(Entries with page source code)
———

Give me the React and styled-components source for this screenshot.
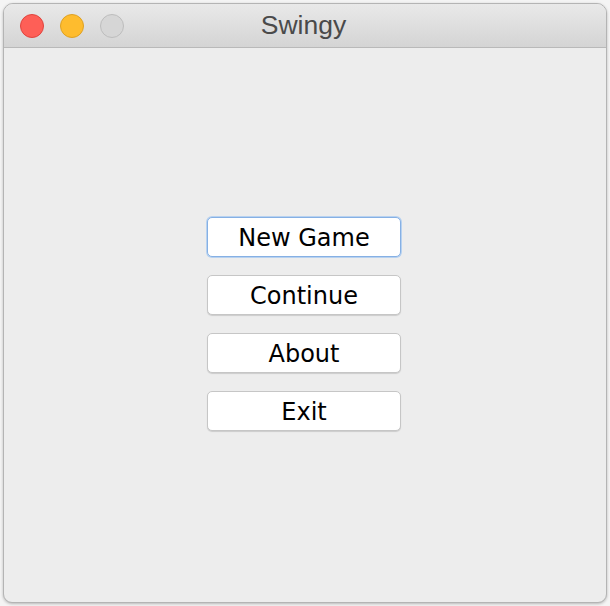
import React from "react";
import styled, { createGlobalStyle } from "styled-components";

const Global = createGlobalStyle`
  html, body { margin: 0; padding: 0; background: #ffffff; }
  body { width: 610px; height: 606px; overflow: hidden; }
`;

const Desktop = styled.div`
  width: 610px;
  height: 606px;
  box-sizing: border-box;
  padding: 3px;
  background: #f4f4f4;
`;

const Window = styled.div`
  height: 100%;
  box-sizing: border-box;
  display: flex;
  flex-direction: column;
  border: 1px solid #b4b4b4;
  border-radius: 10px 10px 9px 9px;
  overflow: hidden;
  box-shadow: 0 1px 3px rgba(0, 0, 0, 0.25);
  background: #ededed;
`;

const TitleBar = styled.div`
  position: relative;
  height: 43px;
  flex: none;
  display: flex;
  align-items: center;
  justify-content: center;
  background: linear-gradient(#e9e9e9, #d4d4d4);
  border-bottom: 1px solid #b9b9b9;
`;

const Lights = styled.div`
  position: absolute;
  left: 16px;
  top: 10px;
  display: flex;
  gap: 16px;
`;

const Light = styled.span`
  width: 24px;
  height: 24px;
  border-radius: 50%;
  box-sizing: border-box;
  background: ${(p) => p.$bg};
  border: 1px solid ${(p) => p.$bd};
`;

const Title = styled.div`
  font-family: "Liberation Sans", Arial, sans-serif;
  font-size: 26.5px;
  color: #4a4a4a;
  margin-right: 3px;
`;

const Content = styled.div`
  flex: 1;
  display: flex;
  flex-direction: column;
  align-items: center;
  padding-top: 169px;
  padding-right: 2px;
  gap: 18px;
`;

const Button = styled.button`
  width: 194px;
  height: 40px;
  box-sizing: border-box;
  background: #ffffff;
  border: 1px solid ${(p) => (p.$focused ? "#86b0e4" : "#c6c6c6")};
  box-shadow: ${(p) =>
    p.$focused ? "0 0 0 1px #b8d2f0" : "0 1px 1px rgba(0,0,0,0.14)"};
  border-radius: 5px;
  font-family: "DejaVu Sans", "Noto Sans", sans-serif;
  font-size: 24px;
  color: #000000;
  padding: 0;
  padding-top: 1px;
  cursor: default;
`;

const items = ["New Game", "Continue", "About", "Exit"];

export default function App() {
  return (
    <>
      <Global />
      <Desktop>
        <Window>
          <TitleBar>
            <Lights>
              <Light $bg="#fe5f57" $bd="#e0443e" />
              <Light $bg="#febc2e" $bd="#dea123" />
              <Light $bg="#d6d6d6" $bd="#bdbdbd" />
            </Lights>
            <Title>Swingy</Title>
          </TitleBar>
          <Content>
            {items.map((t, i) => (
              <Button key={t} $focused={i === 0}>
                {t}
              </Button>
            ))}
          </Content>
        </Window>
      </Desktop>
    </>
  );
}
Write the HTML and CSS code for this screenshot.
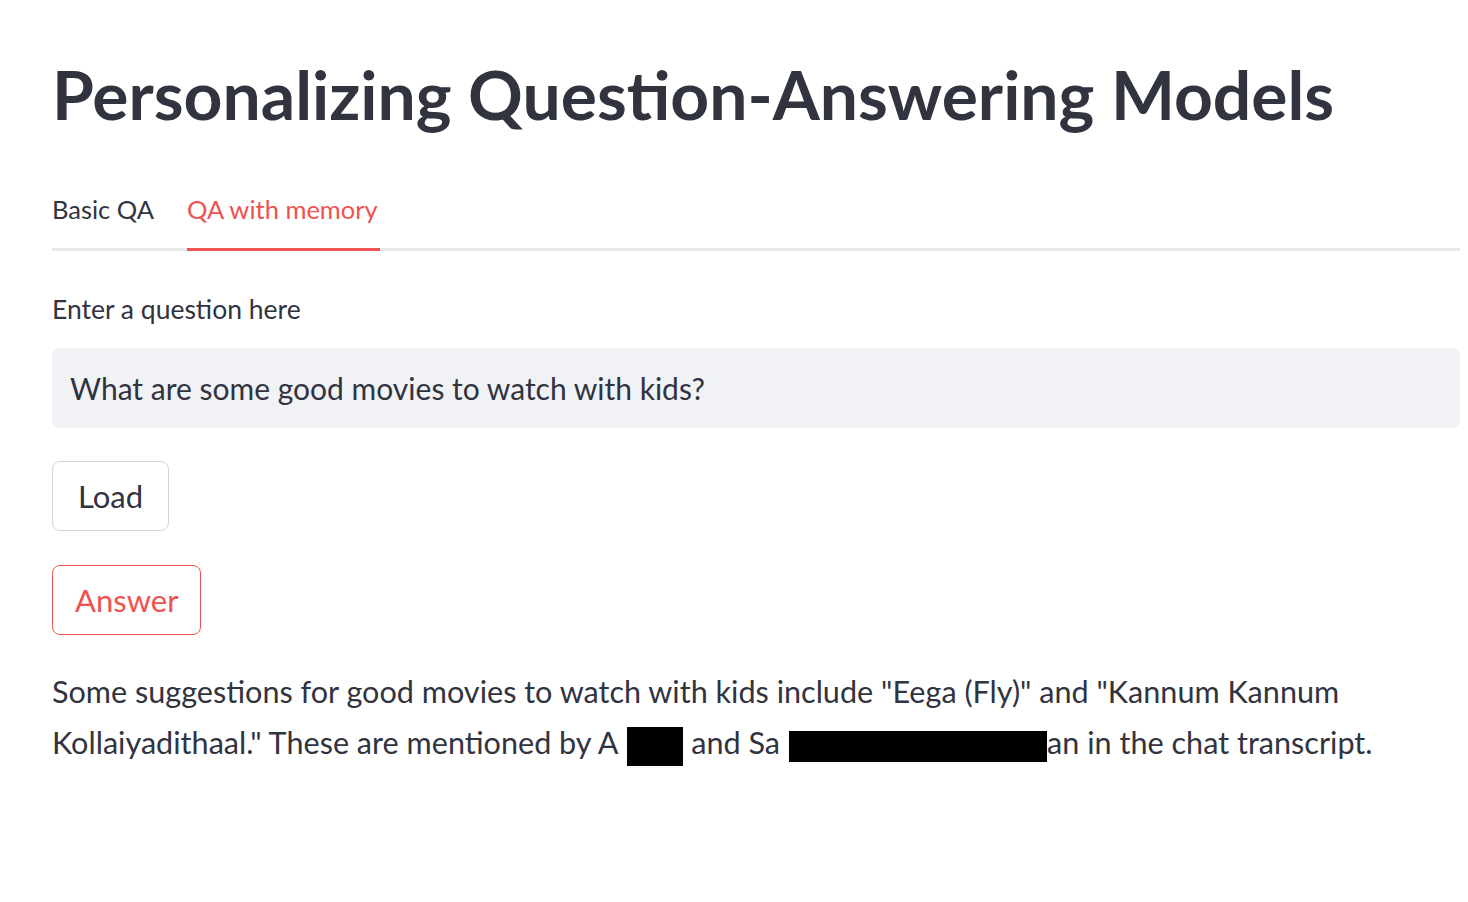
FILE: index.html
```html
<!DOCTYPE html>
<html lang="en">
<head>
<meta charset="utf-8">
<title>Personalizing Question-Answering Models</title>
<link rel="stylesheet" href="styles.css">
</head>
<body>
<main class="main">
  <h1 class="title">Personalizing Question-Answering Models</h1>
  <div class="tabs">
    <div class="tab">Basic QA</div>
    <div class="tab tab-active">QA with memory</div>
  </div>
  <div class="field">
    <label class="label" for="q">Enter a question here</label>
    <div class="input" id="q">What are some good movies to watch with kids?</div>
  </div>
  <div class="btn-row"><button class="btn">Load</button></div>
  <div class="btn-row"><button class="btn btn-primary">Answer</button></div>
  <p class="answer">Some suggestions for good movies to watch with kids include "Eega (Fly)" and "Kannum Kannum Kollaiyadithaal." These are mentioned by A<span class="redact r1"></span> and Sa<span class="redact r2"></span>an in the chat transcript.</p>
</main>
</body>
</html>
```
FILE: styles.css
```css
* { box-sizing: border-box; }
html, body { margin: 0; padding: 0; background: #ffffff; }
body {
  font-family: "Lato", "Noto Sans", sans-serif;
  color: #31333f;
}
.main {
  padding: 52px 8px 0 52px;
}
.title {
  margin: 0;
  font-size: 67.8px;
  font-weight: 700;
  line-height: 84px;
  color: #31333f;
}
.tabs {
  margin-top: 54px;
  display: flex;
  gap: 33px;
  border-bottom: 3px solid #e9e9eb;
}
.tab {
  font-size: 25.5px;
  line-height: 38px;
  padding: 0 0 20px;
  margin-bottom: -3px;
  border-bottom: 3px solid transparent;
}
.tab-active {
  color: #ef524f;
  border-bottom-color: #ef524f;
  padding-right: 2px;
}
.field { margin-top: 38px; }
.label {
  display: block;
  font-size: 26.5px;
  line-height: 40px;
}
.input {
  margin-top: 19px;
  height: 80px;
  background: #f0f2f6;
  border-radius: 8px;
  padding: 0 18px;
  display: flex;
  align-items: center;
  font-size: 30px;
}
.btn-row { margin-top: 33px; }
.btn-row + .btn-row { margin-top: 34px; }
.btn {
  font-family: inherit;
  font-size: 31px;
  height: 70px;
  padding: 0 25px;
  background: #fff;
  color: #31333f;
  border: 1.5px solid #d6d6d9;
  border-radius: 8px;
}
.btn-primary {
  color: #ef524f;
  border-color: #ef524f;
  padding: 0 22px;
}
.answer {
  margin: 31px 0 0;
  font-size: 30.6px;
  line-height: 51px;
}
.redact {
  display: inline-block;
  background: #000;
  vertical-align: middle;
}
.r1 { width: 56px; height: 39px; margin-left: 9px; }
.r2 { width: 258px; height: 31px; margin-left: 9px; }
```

———

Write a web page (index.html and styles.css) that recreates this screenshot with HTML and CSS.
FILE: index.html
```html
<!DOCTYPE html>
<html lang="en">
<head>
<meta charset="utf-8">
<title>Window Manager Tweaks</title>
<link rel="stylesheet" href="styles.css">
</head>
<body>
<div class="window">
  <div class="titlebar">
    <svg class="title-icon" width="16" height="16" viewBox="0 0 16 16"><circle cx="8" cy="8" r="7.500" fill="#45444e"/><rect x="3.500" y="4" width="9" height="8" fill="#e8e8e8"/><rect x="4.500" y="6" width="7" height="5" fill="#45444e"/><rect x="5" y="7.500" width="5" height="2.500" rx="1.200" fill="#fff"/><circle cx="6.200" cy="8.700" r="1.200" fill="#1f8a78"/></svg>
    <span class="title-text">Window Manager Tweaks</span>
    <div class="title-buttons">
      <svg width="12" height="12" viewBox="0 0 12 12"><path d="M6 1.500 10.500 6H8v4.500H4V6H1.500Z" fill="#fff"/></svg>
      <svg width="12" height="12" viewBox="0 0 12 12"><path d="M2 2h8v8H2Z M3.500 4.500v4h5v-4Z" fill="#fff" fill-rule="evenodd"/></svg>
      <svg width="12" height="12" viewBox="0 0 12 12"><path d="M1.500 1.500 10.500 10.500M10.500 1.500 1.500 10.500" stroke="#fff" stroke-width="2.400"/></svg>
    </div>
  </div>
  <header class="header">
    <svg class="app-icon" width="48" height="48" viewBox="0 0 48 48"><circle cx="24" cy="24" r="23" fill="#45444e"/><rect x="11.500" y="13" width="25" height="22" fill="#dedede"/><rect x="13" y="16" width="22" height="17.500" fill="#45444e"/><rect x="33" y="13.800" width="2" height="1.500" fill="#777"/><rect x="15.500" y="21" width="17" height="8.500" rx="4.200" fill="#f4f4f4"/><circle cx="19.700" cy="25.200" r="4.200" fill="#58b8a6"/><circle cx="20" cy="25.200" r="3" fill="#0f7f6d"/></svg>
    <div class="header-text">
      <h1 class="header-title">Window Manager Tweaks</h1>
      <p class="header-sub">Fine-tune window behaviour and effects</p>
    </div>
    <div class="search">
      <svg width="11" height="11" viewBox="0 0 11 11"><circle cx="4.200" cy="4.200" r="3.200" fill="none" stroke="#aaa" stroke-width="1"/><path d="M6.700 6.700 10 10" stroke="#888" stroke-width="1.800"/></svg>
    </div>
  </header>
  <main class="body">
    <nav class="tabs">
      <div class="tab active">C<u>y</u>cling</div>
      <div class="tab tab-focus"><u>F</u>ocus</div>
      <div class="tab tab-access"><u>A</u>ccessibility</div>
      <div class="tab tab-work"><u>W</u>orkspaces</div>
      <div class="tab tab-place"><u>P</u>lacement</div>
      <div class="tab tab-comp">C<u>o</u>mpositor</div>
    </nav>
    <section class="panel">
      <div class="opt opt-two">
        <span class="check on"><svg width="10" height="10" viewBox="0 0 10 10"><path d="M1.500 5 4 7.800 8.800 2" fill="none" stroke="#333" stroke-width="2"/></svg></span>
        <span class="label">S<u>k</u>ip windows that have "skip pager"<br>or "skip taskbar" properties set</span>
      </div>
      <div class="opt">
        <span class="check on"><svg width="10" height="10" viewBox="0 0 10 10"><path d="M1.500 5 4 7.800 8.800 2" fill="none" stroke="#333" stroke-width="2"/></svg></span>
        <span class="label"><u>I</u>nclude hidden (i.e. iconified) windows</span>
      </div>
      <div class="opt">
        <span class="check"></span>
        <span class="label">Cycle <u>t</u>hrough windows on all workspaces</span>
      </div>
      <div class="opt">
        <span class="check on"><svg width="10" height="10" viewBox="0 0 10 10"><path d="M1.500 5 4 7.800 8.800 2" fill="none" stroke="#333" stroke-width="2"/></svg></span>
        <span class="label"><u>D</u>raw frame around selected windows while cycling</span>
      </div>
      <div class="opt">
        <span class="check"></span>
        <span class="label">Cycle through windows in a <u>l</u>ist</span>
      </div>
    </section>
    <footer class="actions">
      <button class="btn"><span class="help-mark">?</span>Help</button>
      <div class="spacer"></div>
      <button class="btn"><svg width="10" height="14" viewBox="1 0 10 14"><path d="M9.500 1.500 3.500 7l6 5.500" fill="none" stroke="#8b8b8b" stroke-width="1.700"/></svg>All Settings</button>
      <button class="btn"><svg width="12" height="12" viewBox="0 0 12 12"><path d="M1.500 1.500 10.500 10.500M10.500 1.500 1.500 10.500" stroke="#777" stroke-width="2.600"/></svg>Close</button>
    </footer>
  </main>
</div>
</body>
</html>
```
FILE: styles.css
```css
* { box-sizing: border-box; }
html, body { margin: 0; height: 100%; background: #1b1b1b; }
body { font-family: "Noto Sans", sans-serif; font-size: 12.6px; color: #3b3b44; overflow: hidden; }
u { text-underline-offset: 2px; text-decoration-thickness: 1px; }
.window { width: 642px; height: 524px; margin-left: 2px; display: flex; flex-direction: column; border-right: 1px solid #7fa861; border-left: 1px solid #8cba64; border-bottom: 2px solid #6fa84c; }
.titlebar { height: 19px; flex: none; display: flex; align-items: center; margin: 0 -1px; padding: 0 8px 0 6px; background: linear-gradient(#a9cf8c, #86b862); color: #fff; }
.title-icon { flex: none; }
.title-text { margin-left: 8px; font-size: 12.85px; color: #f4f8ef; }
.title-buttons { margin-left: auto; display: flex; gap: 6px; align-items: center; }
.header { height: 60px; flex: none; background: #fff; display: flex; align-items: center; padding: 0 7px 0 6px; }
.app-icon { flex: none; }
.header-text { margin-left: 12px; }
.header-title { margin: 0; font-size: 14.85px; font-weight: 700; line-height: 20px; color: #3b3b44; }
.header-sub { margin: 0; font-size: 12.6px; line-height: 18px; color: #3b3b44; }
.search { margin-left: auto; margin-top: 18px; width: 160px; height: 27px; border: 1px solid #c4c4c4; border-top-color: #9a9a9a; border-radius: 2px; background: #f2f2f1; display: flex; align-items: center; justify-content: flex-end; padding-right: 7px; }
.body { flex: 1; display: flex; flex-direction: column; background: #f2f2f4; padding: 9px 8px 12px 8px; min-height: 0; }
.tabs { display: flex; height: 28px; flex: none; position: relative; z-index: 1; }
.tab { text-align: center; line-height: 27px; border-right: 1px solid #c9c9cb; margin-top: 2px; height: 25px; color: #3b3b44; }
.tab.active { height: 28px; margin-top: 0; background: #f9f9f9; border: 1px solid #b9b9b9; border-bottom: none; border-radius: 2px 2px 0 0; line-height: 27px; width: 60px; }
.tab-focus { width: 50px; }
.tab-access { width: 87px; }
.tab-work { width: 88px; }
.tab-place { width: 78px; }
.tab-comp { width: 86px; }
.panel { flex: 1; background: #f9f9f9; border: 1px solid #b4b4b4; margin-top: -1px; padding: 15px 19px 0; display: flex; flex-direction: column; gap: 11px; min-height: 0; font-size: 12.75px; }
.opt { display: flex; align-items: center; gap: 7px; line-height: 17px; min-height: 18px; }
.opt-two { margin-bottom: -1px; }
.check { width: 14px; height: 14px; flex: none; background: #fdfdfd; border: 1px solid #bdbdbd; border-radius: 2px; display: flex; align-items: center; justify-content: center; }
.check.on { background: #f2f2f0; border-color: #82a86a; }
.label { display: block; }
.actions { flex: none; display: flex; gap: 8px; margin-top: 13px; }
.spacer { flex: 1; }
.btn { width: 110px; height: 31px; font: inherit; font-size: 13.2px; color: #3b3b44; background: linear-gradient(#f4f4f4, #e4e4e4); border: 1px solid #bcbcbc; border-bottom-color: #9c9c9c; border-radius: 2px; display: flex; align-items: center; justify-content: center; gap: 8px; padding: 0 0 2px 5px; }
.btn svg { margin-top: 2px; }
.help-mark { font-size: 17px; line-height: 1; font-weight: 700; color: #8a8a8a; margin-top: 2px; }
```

———

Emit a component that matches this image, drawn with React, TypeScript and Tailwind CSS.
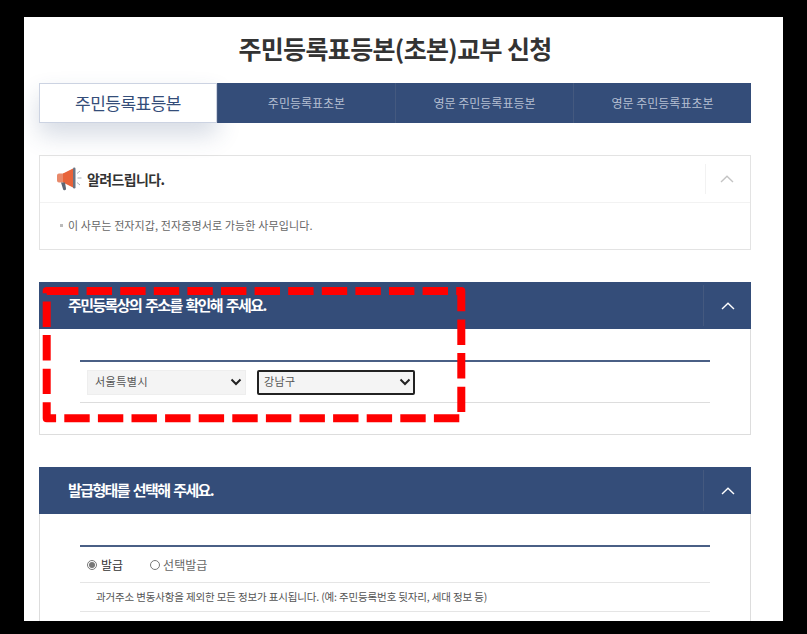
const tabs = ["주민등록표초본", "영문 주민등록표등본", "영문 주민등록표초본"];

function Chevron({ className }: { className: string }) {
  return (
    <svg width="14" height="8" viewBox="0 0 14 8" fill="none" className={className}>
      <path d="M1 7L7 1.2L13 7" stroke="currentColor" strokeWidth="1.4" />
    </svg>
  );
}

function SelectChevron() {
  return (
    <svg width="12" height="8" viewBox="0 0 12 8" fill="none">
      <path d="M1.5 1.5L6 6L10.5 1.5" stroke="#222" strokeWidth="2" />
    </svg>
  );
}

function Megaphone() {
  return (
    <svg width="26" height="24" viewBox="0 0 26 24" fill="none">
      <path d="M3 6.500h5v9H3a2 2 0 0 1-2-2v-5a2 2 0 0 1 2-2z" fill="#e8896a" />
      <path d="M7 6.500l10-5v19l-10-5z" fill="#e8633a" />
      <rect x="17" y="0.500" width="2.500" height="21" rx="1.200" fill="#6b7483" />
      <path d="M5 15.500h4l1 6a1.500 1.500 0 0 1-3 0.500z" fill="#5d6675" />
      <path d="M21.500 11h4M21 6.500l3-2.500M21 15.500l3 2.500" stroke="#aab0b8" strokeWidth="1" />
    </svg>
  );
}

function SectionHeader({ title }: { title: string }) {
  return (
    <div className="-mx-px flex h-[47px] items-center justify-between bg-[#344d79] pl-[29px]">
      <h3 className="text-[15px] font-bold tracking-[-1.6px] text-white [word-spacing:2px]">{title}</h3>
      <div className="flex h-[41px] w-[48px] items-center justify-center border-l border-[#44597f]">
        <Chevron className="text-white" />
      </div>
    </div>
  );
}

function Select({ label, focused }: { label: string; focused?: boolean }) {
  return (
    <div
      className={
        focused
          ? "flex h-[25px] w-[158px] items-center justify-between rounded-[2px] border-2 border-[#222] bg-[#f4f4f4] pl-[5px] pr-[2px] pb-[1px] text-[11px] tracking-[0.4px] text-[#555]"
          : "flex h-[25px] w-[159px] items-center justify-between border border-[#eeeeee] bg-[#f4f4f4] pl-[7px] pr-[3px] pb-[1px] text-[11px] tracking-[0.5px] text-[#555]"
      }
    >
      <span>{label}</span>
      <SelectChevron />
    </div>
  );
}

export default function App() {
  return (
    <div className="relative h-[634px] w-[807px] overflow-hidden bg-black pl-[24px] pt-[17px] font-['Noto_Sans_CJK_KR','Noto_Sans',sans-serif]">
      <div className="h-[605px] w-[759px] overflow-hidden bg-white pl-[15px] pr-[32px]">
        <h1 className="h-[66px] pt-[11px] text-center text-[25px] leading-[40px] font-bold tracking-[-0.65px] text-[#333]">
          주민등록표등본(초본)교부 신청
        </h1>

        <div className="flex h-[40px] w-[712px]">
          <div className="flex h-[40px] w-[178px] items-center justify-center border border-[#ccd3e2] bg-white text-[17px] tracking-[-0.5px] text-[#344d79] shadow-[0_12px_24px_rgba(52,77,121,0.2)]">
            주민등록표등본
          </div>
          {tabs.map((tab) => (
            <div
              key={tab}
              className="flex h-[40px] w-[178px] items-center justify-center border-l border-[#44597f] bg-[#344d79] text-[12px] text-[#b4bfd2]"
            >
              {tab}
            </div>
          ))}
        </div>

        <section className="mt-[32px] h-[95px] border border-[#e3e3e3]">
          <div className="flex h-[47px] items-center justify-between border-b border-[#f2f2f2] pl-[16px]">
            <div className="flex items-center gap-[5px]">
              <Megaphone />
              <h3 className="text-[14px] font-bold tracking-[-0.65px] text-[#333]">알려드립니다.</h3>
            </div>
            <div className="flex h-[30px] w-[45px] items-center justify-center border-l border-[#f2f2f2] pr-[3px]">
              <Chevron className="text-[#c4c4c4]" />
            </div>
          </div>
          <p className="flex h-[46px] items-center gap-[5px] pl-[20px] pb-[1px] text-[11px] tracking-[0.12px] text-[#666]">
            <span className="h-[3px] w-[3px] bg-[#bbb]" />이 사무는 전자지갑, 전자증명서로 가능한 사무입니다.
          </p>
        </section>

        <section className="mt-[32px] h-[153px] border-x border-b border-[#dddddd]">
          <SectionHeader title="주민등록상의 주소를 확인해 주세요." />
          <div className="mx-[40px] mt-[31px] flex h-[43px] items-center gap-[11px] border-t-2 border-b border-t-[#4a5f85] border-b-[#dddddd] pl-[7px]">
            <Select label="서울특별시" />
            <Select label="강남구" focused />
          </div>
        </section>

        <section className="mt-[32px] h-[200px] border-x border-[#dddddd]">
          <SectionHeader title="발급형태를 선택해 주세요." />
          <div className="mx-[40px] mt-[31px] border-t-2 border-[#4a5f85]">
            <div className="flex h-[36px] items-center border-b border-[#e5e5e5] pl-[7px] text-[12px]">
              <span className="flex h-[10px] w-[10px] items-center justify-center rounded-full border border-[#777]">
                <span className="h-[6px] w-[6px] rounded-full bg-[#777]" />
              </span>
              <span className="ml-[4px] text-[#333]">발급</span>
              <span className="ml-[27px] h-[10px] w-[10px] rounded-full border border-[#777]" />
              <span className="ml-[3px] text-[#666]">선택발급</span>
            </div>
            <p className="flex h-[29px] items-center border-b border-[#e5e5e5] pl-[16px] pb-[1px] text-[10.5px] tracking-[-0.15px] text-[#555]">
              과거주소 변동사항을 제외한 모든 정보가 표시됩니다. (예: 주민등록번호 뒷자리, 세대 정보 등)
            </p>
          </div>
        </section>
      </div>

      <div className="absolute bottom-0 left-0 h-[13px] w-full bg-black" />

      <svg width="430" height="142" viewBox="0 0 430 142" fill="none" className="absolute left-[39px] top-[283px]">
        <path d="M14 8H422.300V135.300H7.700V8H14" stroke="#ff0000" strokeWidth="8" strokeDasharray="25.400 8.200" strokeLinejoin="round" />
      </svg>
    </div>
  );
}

———

Challenge: From the records above, copy every line that holds the word "React".

Response to the task:
Give me the React and styled-components source for this screenshot.
import React from "react";
Emit a component that matches this image, drawn with React, TypeScript and Tailwind CSS.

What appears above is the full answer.